Exercise goal:
Show each line of the data below that has the string "full" in it.

Information provided:
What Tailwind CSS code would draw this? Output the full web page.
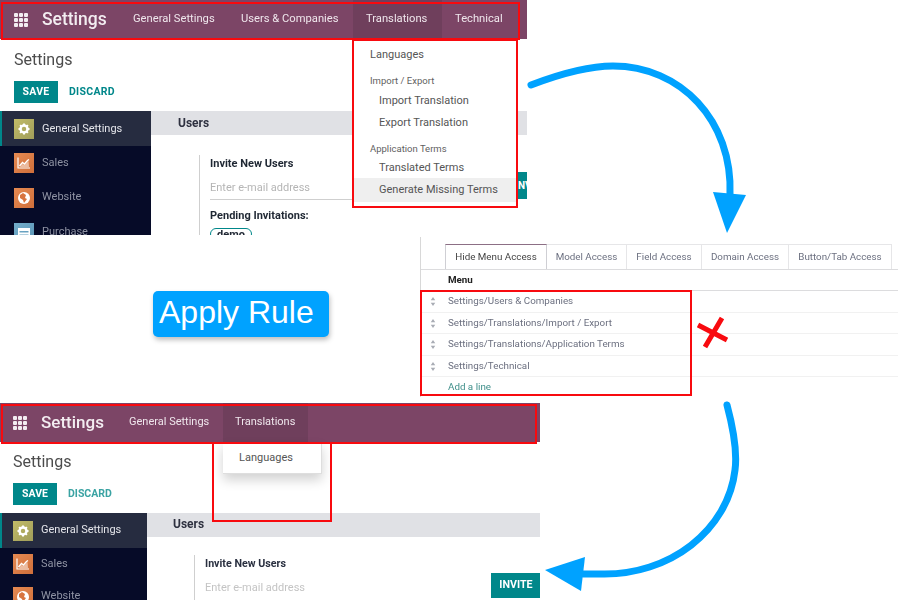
<!DOCTYPE html>
<html lang="en">
<head>
<meta charset="UTF-8">
<title>Menu access rule</title>
<script src="https://cdn.jsdelivr.net/npm/@tailwindcss/browser@4"></script>
</head>
<body class="bg-white font-['Roboto',sans-serif]">
<!-- shared icons -->
<svg class="hidden">
  <symbol id="apps" viewBox="0 0 14 14"><g fill="#f3edf1"><rect width="4" height="4" rx="1"/><rect x="5" width="4" height="4" rx="1"/><rect x="10" width="4" height="4" rx="1"/><rect y="5" width="4" height="4" rx="1"/><rect x="5" y="5" width="4" height="4" rx="1"/><rect x="10" y="5" width="4" height="4" rx="1"/><rect y="10" width="4" height="4" rx="1"/><rect x="5" y="10" width="4" height="4" rx="1"/><rect x="10" y="10" width="4" height="4" rx="1"/></g></symbol>
  <symbol id="gear" viewBox="0 0 24 24"><circle cx="12" cy="12" r="7" fill="none" stroke="white" stroke-width="5"/><path d="M12 1v22M1 12h22M4.200 4.200l15.600 15.600M19.800 4.200L4.200 19.800" stroke="white" stroke-width="4" stroke-dasharray="5 12"/></symbol>
  <symbol id="chart" viewBox="0 0 14 14"><path d="M1 1.500V12h12" fill="none" stroke="white" stroke-width="1.200"/><path d="M2.500 10l3-3.500 2 1.500 3-3.500 1.500-1" fill="none" stroke="white" stroke-width="1.400"/><path d="M3 11h9l-.5-6-4 4-2-1z" fill="white" opacity=".5"/></symbol>
  <symbol id="globe" viewBox="0 0 14 14"><circle cx="7" cy="7" r="6" fill="white"/><path d="M3 4l3-2 3 2-1 3 2 1-3 4-1-3-3-2z" fill="#d8743f"/></symbol>
  <symbol id="card" viewBox="0 0 14 14"><path d="M1 2h12v11H1zM2.500 5v1.500h9V5zm0 3.500V10h9V8.500z" fill="white" fill-rule="evenodd"/></symbol>
  <symbol id="handle" viewBox="0 0 6 10"><path d="M3 0l2.500 3.500h-5zM3 10L.5 6.500h5z" fill="#a9acb4"/></symbol>
</svg>

<div class="relative w-[898px] h-[600px] overflow-hidden bg-white">

  <!-- Screenshot 1: full menu -->
  <section class="absolute left-0 top-0 w-[527px] h-[235px] overflow-hidden bg-white blur-[0.35px]">
    <nav class="flex items-center h-[39px] bg-[#7c4566] text-[#efe6ec] text-[11.2px]">
      <svg class="ml-[14px] w-[14px] h-[14px]"><use href="#apps"/></svg>
      <span class="ml-[14px] w-[91px] text-[17.5px] font-medium text-[#f3edf1]">Settings</span>
      <span class="w-[108px]">General Settings</span>
      <span class="w-[112px]">Users &amp; Companies</span>
      <span class="flex items-center h-full w-[89px] pl-[13px] bg-[#6f3f5c]">Translations</span>
      <span class="pl-[13px]">Technical</span>
    </nav>
    <h1 class="mt-[11px] ml-[14px] text-[16px] leading-[19px] text-[#4c4c4c]">Settings</h1>
    <div class="flex items-center mt-[12px] ml-[14px] h-[22px] text-[10.5px] font-bold tracking-[0.3px]">
      <span class="flex items-center justify-center w-[44px] h-full bg-[#00878a] text-white">SAVE</span>
      <span class="ml-[11px] text-[#00878a]">DISCARD</span>
    </div>
    <div class="flex mt-[8px] h-[124px]">
      <aside class="w-[151px] bg-[#060b28] text-[11px] text-[#8f93a3]">
        <div class="flex items-center h-[35px] border-l-2 border-[#00878a] bg-[#262c40] pl-[12px] pt-[1px] text-[#e4e5ea]">
          <span class="flex items-center justify-center w-[20px] h-[20px] bg-linear-to-br from-[#c2bc68] to-[#a09d5a]"><svg class="w-[12px] h-[12px]"><use href="#gear"/></svg></span>
          <span class="ml-[8px]">General Settings</span>
        </div>
        <div class="flex items-center h-[34px] pl-[14px]">
          <span class="flex items-center justify-center w-[20px] h-[20px] bg-linear-to-br from-[#e58a52] to-[#cf6f3b]"><svg class="w-[14px] h-[14px]"><use href="#chart"/></svg></span>
          <span class="ml-[8px]">Sales</span>
        </div>
        <div class="flex items-center h-[35px] pl-[14px]">
          <span class="flex items-center justify-center w-[20px] h-[20px] bg-linear-to-br from-[#e58a52] to-[#cf6f3b]"><svg class="w-[14px] h-[14px]"><use href="#globe"/></svg></span>
          <span class="ml-[8px]">Website</span>
        </div>
        <div class="flex items-center h-[35px] pl-[14px]">
          <span class="flex items-center justify-center w-[20px] h-[20px] bg-linear-to-br from-[#74aecb] to-[#5b95b6]"><svg class="w-[14px] h-[14px]"><use href="#card"/></svg></span>
          <span class="ml-[8px]">Purchase</span>
        </div>
      </aside>
      <div class="flex-1">
        <div class="h-[24px] pl-[27px] bg-[#e0e1e5] text-[12px] font-bold leading-[24px] text-[#2e3140]">Users</div>
        <div class="ml-[48px] mt-[20px] h-[80px] border-l border-[#cfcfcf] pl-[10px] text-[#1f2733] text-[11px] font-bold">
          <div class="pt-[1px]">Invite New Users</div>
          <div class="mt-[7px] w-[150px] pb-[3px] border-b border-[#cfcfcf] text-[11px] font-normal text-[#b5b5b5]">Enter e-mail address</div>
          <div class="mt-[8px]">Pending Invitations:</div>
          <span class="inline-block mt-[3px] h-[12px] px-[6px] rounded-[8px] border border-[#00878a] text-[11px] leading-[12px]">demo</span>
        </div>
      </div>
    </div>
  </section>
  <div class="absolute left-[518px] top-[172px] w-[9px] h-[27px] bg-[#00878a] text-white text-[10px] font-bold leading-[27px] overflow-hidden">NV</div>

  <!-- dropdown of screenshot 1 -->
  <div class="absolute left-[352px] top-[39px] w-[166px] h-[169px] border-2 border-[#f80a0f] bg-white text-[11px] text-[#555] pt-[6px]">
    <div class="pl-[16px] leading-[16px]">Languages</div>
    <div class="pl-[16px] mt-[12px] text-[9.500px] leading-[12px] text-[#5f5f5f]">Import / Export</div>
    <div class="pl-[25px] mt-[6px] leading-[16px]">Import Translation</div>
    <div class="pl-[25px] mt-[6px] leading-[16px]">Export Translation</div>
    <div class="pl-[16px] mt-[12px] text-[9.500px] leading-[12px] text-[#5f5f5f]">Application Terms</div>
    <div class="pl-[25px] mt-[5px] leading-[16px]">Translated Terms</div>
    <div class="pl-[25px] mt-[2px] h-[24px] leading-[24px] bg-[#efefef]">Generate Missing Terms</div>
  </div>
  <!-- red frame around navbar 1 -->
  <div class="absolute left-[1px] top-[2px] w-[519px] h-[38px] border-2 border-[#f80a0f]"></div>

  <!-- Apply Rule label -->
  <div class="absolute left-[153px] top-[291px] flex items-center w-[176px] h-[46px] pl-[6px] pb-[5px] rounded-[5px] bg-[#00a2ff] text-white text-[32px] font-['Liberation_Sans',sans-serif] shadow-[1px_3px_5px_rgba(0,0,0,0.25)]">Apply Rule</div>

  <!-- Screenshot 2: access tabs -->
  <section class="absolute left-[420px] top-[237px] w-[478px] h-[160px] overflow-hidden border-l border-[#d8d8d8] bg-white text-[9.800px] text-[#6c7080] blur-[0.5px]">
    <div class="flex mt-[7px] ml-[24px] h-[25px] leading-[24px] text-center">
      <span class="w-[102px] bg-white border border-b-0 border-[#cfcfd4] border-t-[#8c6f85] text-[#444]">Hide Menu Access</span>
      <span class="w-[80px] border-t border-r border-[#e6e6e8]">Model Access</span>
      <span class="w-[75px] border-t border-r border-[#e6e6e8]">Field Access</span>
      <span class="w-[87px] border-t border-r border-[#e6e6e8]">Domain Access</span>
      <span class="w-[103px] border-t border-r border-[#e6e6e8]">Button/Tab Access</span>
    </div>
    <div class="h-[22px] border-t border-b border-[#dcdcde] pl-[27px] text-[#222] font-bold leading-[20px]">Menu</div>
    <div class="flex items-center h-[22px] border-b border-[#f1f1f1]"><span class="w-[27px] pl-[9px]"><svg class="w-[6px] h-[9px]"><use href="#handle"/></svg></span><span>Settings/Users &amp; Companies</span></div>
    <div class="flex items-center h-[21px] border-b border-[#f1f1f1]"><span class="w-[27px] pl-[9px]"><svg class="w-[6px] h-[9px]"><use href="#handle"/></svg></span><span>Settings/Translations/Import / Export</span></div>
    <div class="flex items-center h-[22px] border-b border-[#f1f1f1]"><span class="w-[27px] pl-[9px]"><svg class="w-[6px] h-[9px]"><use href="#handle"/></svg></span><span>Settings/Translations/Application Terms</span></div>
    <div class="flex items-center h-[21px] border-b border-[#f1f1f1]"><span class="w-[27px] pl-[9px]"><svg class="w-[6px] h-[9px]"><use href="#handle"/></svg></span><span>Settings/Technical</span></div>
    <div class="pl-[27px] h-[20px] leading-[20px] text-[#3f8f8a]">Add a line</div>
  </section>
  <div class="absolute left-[420px] top-[290px] w-[272px] h-[106px] border-2 border-[#f80a0f]"></div>

  <!-- Screenshot 3: filtered menu -->
  <section class="absolute left-0 top-[403px] w-[540px] h-[197px] overflow-hidden bg-white blur-[0.45px]">
    <nav class="flex items-center h-[39px] bg-[#7c4566] text-[#efe6ec] text-[11px]">
      <svg class="ml-[13px] w-[14px] h-[14px]"><use href="#apps"/></svg>
      <span class="ml-[14px] w-[88px] text-[17px] font-medium text-[#f3edf1]">Settings</span>
      <span class="w-[94px]">General Settings</span>
      <span class="flex items-center h-full w-[85px] pl-[12px] bg-[#6f3f5c]">Translations</span>
    </nav>
    <h2 class="mt-[10px] ml-[13px] text-[16px] leading-[19px] text-[#4c4c4c]">Settings</h2>
    <div class="flex items-center mt-[12px] ml-[13px] h-[22px] text-[10.500px] font-bold">
      <span class="flex items-center justify-center w-[44px] h-full bg-[#00878a] text-white">SAVE</span>
      <span class="ml-[11px] text-[#3aa3a3]">DISCARD</span>
    </div>
    <div class="flex mt-[8px] h-[90px]">
      <aside class="w-[147px] bg-[#060b28] text-[11px] text-[#8f93a3]">
        <div class="flex items-center h-[35px] border-l-2 border-[#00878a] bg-[#262c40] pl-[11px] text-[#e4e5ea]">
          <span class="flex items-center justify-center w-[20px] h-[20px] bg-linear-to-br from-[#c2bc68] to-[#a09d5a]"><svg class="w-[12px] h-[12px]"><use href="#gear"/></svg></span>
          <span class="ml-[8px]">General Settings</span>
        </div>
        <div class="flex items-center h-[32px] pl-[13px]">
          <span class="flex items-center justify-center w-[20px] h-[20px] bg-linear-to-br from-[#e58a52] to-[#cf6f3b]"><svg class="w-[14px] h-[14px]"><use href="#chart"/></svg></span>
          <span class="ml-[8px]">Sales</span>
        </div>
        <div class="flex items-center h-[33px] pl-[13px]">
          <span class="flex items-center justify-center w-[20px] h-[20px] bg-linear-to-br from-[#e58a52] to-[#cf6f3b]"><svg class="w-[14px] h-[14px]"><use href="#globe"/></svg></span>
          <span class="ml-[8px]">Website</span>
        </div>
      </aside>
      <div class="flex-1">
        <div class="h-[24px] pl-[26px] bg-[#e0e1e5] text-[12px] font-bold leading-[23px] text-[#2e3140]">Users</div>
        <div class="relative ml-[47px] mt-[18px] h-[60px] border-l border-[#cfcfcf] pl-[10px] text-[#2a3040] text-[10.700px] font-bold">
          <div class="pt-[1px]">Invite New Users</div>
          <div class="mt-[8px] w-[286px] pb-[3px] border-b border-[#cfcfcf] text-[11px] font-normal text-[#c4c4c4]">Enter e-mail address</div>
          <span class="absolute right-[-1px] top-[18px] flex items-center justify-center w-[50px] h-[25px] bg-[#00878a] text-white">INVITE</span>
        </div>
      </div>
    </div>
  </section>

  <!-- dropdown of screenshot 3 -->
  <div class="absolute left-[223px] top-[442px] flex items-center w-[99px] h-[32px] pl-[16px] pt-[1px] bg-white border-r border-b border-[#dedede] text-[11px] text-[#555] shadow-[0_6px_12px_rgba(0,0,0,0.18)]">Languages</div>
  <div class="absolute left-[212px] top-[443px] w-[120px] h-[79px] border-2 border-t-0 border-[#f80a0f]"></div>
  <div class="absolute left-[1px] top-[404px] w-[536px] h-[40px] border-2 border-[#f80a0f]"></div>

  <!-- arrows and cross drawn over the screenshots -->
  <svg class="absolute left-0 top-0 w-[898px] h-[600px] pointer-events-none" viewBox="0 0 898 600" fill="none">
    <path d="M531 85C565 72 590 66 613 66C680 66 733 120 730 195" stroke="#00a2ff" stroke-width="7" stroke-linecap="round"/>
    <path d="M713 192L746 195L727 233Z" fill="#00a2ff"/>
    <path d="M727 405C735 435 737 455 735 470C728 530 670 576 600 574L583 574" stroke="#00a2ff" stroke-width="7" stroke-linecap="round"/>
    <path d="M545 570L585 557L581 591Z" fill="#00a2ff"/>
    <path d="M698 325L727 340M722 318L705 347" stroke="#f80a0f" stroke-width="5"/>
  </svg>
</div>
</body>
</html>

Answer to this exercise:
What Tailwind CSS code would draw this? Output the full web page.
  <!-- Screenshot 1: full menu -->
      <span class="flex items-center h-full w-[89px] pl-[13px] bg-[#6f3f5c]">Translations</span>
      <span class="flex items-center justify-center w-[44px] h-full bg-[#00878a] text-white">SAVE</span>
      <span class="flex items-center h-full w-[85px] pl-[12px] bg-[#6f3f5c]">Translations</span>
      <span class="flex items-center justify-center w-[44px] h-full bg-[#00878a] text-white">SAVE</span>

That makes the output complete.